Por Roberto Numeriano, em artigo enviado ao blog A consumação da retirada da candidatura do ex-presidente Lula na disputa eleitoral marca, numa linha imaginária de tempo, a segunda derrota das forças democráticas diante do golpe de estado de 2016.
A primeira derrota ocorreu quando do impedimento fraudulento de Dilma Roussef, na votação de agosto daquele ano, com a perda do seu mandato.
São duas derrotas em dois ambientes institucionais muito bem demarcados: o Legislativo (Dilma) e o Judiciário (Lula).
Estes eventos constituem cenas de duas batalhas sociais, ideológicas e políticas cujos desdobramentos seguem numa dinâmica cada vez mais polarizada, na qual é nítida, desde já, a realidade de uma disputa com contornos abertos de luta de classes.
Embora difusos e diluídos nos embates contínuos – dentro dos tribunais e parlamentos, nas ruas e redes sociais –, em essência o que temos é uma disputa entre duas agendas claramente opostas: a de um país de uma elite reacionária ideologicamente e predadora economicamente, contra o projeto de um país construído sobre as bases da justiça social, com distribuição de renda, universalização do acesso ao ensino e à cultura, além do direito ao trabalho com salários justos.
A terceira batalha da I Guerra do Golpe de 2016 está em curso.
Trata-se da última oportunidade da nação brasileira recusar enxergar ou ter coragem de compreender a sua condição histórica de formação social multiétnica e miscigenada, violenta e desigual, racista e ainda miserável.
Se prevalecer, como sempre quis e quer a elite da casa-grande, a recusa em ver as causas da nossa visceral desigualdade, este país jamais será uma nação socialmente digna, solidária, humanista e rica em justiça e direitos.
Mais ainda: este país vai ferver numa guerra social que não será apenas a dos marginais das ruas, mas começará a viver abertamente a desagregação dos laços mínimos de convivência entre diferentes.
A eleição de outubro próximo será o divisor de águas de um conflito já antigo, cujos processos de radicalização político-social foram sustados e/ou mitigados pela ação providencial de líderes míticos de massas: Vargas e Lula.
Em suas épocas, estes dois homens conformaram espécies de anteparos em face de algumas tendências, no corpo social, mais radicais à direita ou à esquerda no controle das agendas econômicas e políticas.
A rigor, a conciliação de interesses entre as classes foi a pedra de toque das políticas de Lula e Vargas.
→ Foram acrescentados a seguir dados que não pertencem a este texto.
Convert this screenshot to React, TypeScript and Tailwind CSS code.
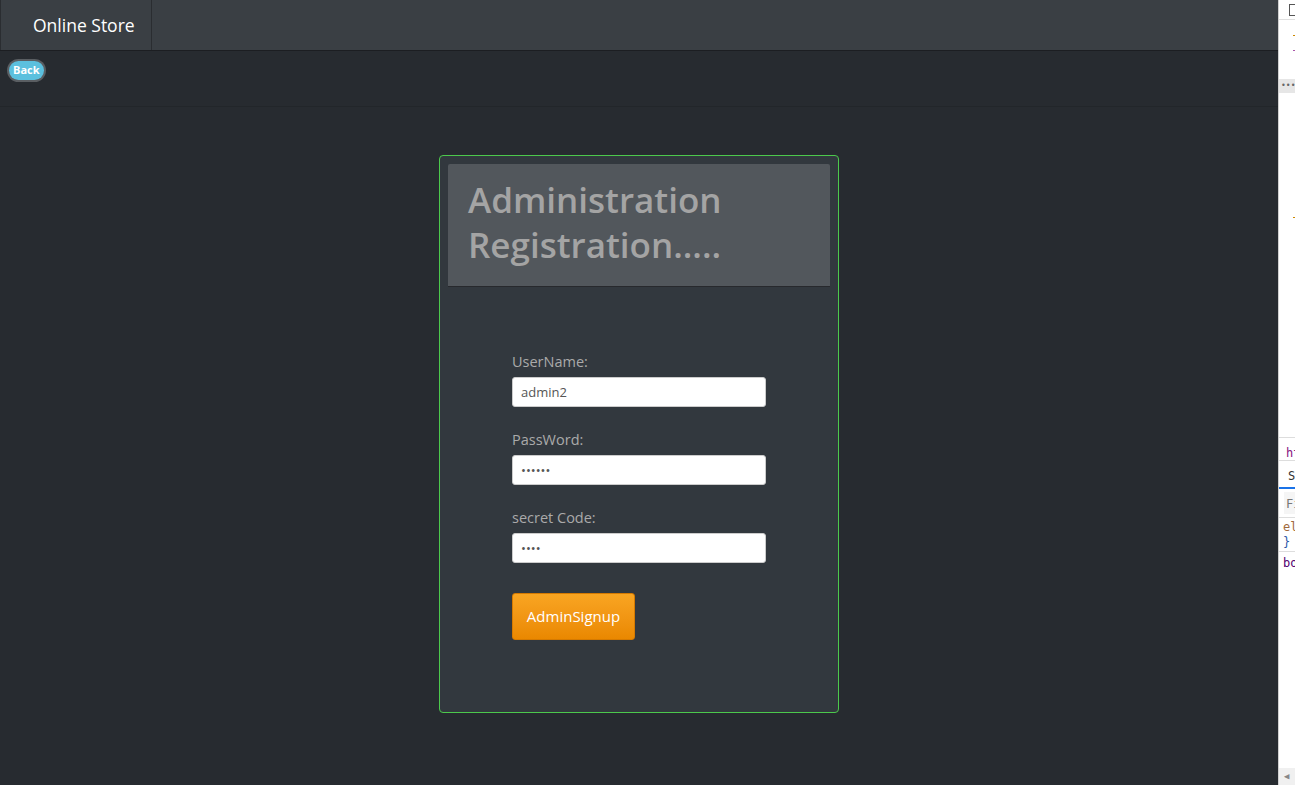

Vargas se matou para evitar um golpe.
Lula foi preso e impedido de ser candidato para a continuidade do golpe.
Recusando, como sempre, em conciliar, a casa-grande aposta tudo no confronto aberto: quer de volta o antigo país da escravatura.
Mas, pelo jeito, este pragmatismo se esgotou ou não é mais funcional diante da dinâmica econômica, ideológica e política por dentro do mundo do trabalho e da cultura modernos.
Creio que o golpe de 2016 é uma aposta radical da direita e extrema-direita nacional (em conluio por dentro de um Judiciário fascistizado e uma mídia essencialmente reacionária) no sentido de impor ao país da senzala e da oca, de povos secularmente massacrados e tangidos como bestas de carga, a agenda de um país de castas (juízes, promotores e procuradores, políticos e empresários sonegadores, rentistas e corruptos profissionais).
Como sempre ocorre, a terceira e última batalha desta I Guerra do Golpe (depois poderemos escrever o que seria ou será uma II Guerra, se a liberdade de expressão mínima não for suprimida, também) vai ser decisiva.
Esta refrega já se desenrola nas ruas e nas mídias sociais pela disputa do voto para presidente da República.
A vitória da extrema-direita do filisteu e hipócrita candidato Bolsonazi será a legitimação, pelo voto, da mais virulenta, violenta e radical agenda do Brasil do chicote da casa-grande contra os assalariados, da bala como “solução” para a questão da segurança social, da humilhação contra os negros e pardos pobres/miseráveis, da opressão contra as putas, os homossexuais e os grupos LGBT como política de Estado.
Será o horror das hordas infernais representadas por um tipo de político asqueroso e vil, não por acaso seguido por tipos violentos e inocentes úteis iludidos.
O pequeno supremo e o Congresso de maiorias corruptas, somados todos às oligarquias de uma mídia extremista que sequer cumpre a função social básica do jornalismo (informar e formar), têm culpa direta neste cenário de miséria já observável nas ruas e relações sociais.
Derrotar o filisteu Bolsonazi na terceira batalha é fundamental para propiciar aos brasileiros de boa vontade a chance de recomeçar a luta por um país livre, igualitário e fraterno.
Que Deus nos ajude no combate a essa horda de fariseus incensados por um fascista.
Roberto Numeriano é jornalista, professor, pós-doutor em Ciência Política e candidato a deputado estadual pelo Avante.